Performance of Co9S8/Cu2S@LDH nanowires prepared by dual sulfur sources to promote oxygen evolution performance

Abstract

Hydrogen production through water electrolysis is an effective method for obtaining clean energy. The oxygen evolution reaction plays a key role in the process of water electrolysis, and the development of efficient and stable oxygen evolution electrocatalysts is crucial to improve the efficiency of hydrogen production. This paper presents the preparation of Co9S8/Cu2S@LDH nanowire catalysts on copper foam using thiourea and sodium sulfide as dual sulfur sources by a hydrothermal method combined with electrochemical deposition. The composition, structure, and performance of the catalysts were investigated using characterization methods of XRD, SEM, Raman, and electrochemical analyses. Also, the mechanism of thiourea's role in the process of sulfurization of dual sulfur sources was also revealed.
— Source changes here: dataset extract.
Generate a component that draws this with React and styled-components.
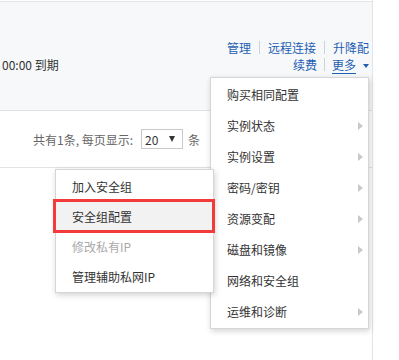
import styled, { createGlobalStyle } from "styled-components";

const GlobalStyle = createGlobalStyle`
  html, body {
    margin: 0;
    padding: 0;
    background: #fff;
    font-family: "Noto Sans CJK SC", "Liberation Sans", sans-serif;
    font-size: 12px;
    color: #333;
  }
`;

const Page = styled.div`
  position: relative;
  width: 399px;
  height: 360px;
  overflow: hidden;
`;

const Panel = styled.div`
  width: 373px;
  height: 360px;
  padding-top: 1px;
  box-sizing: border-box;
  border-right: 1px solid #e1e5ea;
`;

const InstanceRow = styled.div`
  height: 110px;
  background: #f7f8fa;
  border-top: 1px solid #e2e5e9;
  border-bottom: 1px solid #e2e2e2;
  display: flex;
  align-items: flex-start;
  justify-content: space-between;
  padding: 37px 3px 0 2px;
  box-sizing: border-box;
`;

const Expire = styled.div`
  margin-top: 17px;
  line-height: 17px;
  white-space: nowrap;
`;

const Actions = styled.div`
  display: flex;
  flex-direction: column;
  align-items: flex-end;
`;

const ActionLine = styled.div`
  display: flex;
  align-items: center;
  height: 17px;
  line-height: 17px;
`;

const Link = styled.span`
  color: #1f5fb3;
  white-space: nowrap;
  text-decoration: ${(p) => (p.$underline ? "underline" : "none")};
  text-underline-offset: 3px;
`;

const Sep = styled.span`
  width: 1px;
  height: 13px;
  background: #cfd3d8;
  margin: 0 ${(p) => p.$gap || 8}px;
`;

const Caret = styled.span`
  width: 0;
  height: 0;
  margin-left: 7px;
  margin-top: 2px;
  border-left: 3px solid transparent;
  border-right: 3px solid transparent;
  border-top: 4px solid #1f5fb3;
`;

const Pager = styled.div`
  height: 56px;
  border-bottom: 1px solid #e3e3e3;
  display: flex;
  align-items: center;
  padding-left: 33px;
  color: #666;
  white-space: nowrap;
`;

const Select = styled.div`
  width: 42px;
  height: 20px;
  box-sizing: border-box;
  border: 1px solid #c9c9c9;
  margin: 0 5px 0 8px;
  display: flex;
  align-items: center;
  justify-content: space-between;
  padding: 0 7px 0 3px;
  color: #333;
`;

const SelectArrow = styled.span`
  width: 0;
  height: 0;
  border-left: 3px solid transparent;
  border-right: 3px solid transparent;
  border-top: 6px solid #333;
`;

const Menu = styled.ul`
  position: absolute;
  left: ${(p) => p.$left}px;
  top: ${(p) => p.$top}px;
  width: ${(p) => p.$width}px;
  margin: 0;
  padding: 1px 0;
  list-style: none;
  background: #fff;
  border: 1px solid #d6d6d6;
  box-shadow: 1px 2px 6px rgba(0, 0, 0, 0.18);
  box-sizing: border-box;
  z-index: ${(p) => p.$z};
`;

const Item = styled.li`
  position: relative;
  height: ${(p) => p.$h}px;
  display: flex;
  align-items: center;
  padding: 0 5px 0 16px;
  white-space: nowrap;
  color: ${(p) => (p.$disabled ? "#aaa" : "#333")};
  background: ${(p) => (p.$active ? "#f2f2f2" : "transparent")};

  ${(p) =>
    p.$active &&
    `
    &::after {
      content: "";
      position: absolute;
      left: -3px;
      right: -2px;
      top: -2px;
      bottom: -2px;
      border: 3px solid #f33b3b;
    }
  `}
`;

const SubArrow = styled.span`
  margin-left: auto;
  width: 0;
  height: 0;
  border-top: 4px solid transparent;
  border-bottom: 4px solid transparent;
  border-left: 5px solid #c8c8c8;
`;

const mainItems = [
  { label: "购买相同配置" },
  { label: "实例状态", sub: true },
  { label: "实例设置", sub: true },
  { label: "密码/密钥", sub: true },
  { label: "资源变配", sub: true },
  { label: "磁盘和镜像", sub: true },
  { label: "网络和安全组" },
  { label: "运维和诊断", sub: true },
];

const subItems = [
  { label: "加入安全组" },
  { label: "安全组配置", active: true },
  { label: "修改私有IP", disabled: true },
  { label: "管理辅助私网IP" },
];

export default function App() {
  return (
    <Page>
      <GlobalStyle />
      <Panel>
        <InstanceRow>
          <Expire>00:00 到期</Expire>
          <Actions>
            <ActionLine>
              <Link>管理</Link>
              <Sep />
              <Link>远程连接</Link>
              <Sep />
              <Link>升降配</Link>
            </ActionLine>
            <ActionLine>
              <Link>续费</Link>
              <Sep $gap={7} />
              <Link $underline>更多</Link>
              <Caret />
            </ActionLine>
          </Actions>
        </InstanceRow>
        <Pager>
          共有1条, 每页显示:
          <Select>
            20
            <SelectArrow />
          </Select>
          条
        </Pager>
      </Panel>

      <Menu $left={210} $top={77} $width={159} $z={1}>
        {mainItems.map((it) => (
          <Item key={it.label} $h={31}>
            {it.label}
            {it.sub && <SubArrow />}
          </Item>
        ))}
      </Menu>

      <Menu $left={55} $top={169} $width={159} $z={2}>
        {subItems.map((it) => (
          <Item key={it.label} $h={30} $active={it.active} $disabled={it.disabled}>
            {it.label}
          </Item>
        ))}
      </Menu>
    </Page>
  );
}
The results indicate that the introduction of thiourea facilitates the generation of the active center CoOOH and improves the catalytic efficiency of oxygen precipitation with a low overpotential of 199 mV at 10 mA/cm2 in 1.0 M KOH electrolyte. Additionally, the LDH deposited in the outer layer effectively prevents the oxidation of Co9S8/Cu2S and improves the catalyst's stability. Therefore, the prepared Co9S8/Cu2S@LDH nanowire catalyst exhibits high oxygen evolution reaction (OER) catalytic activity and stability in alkaline electrolyte, making it a promising OER catalyst.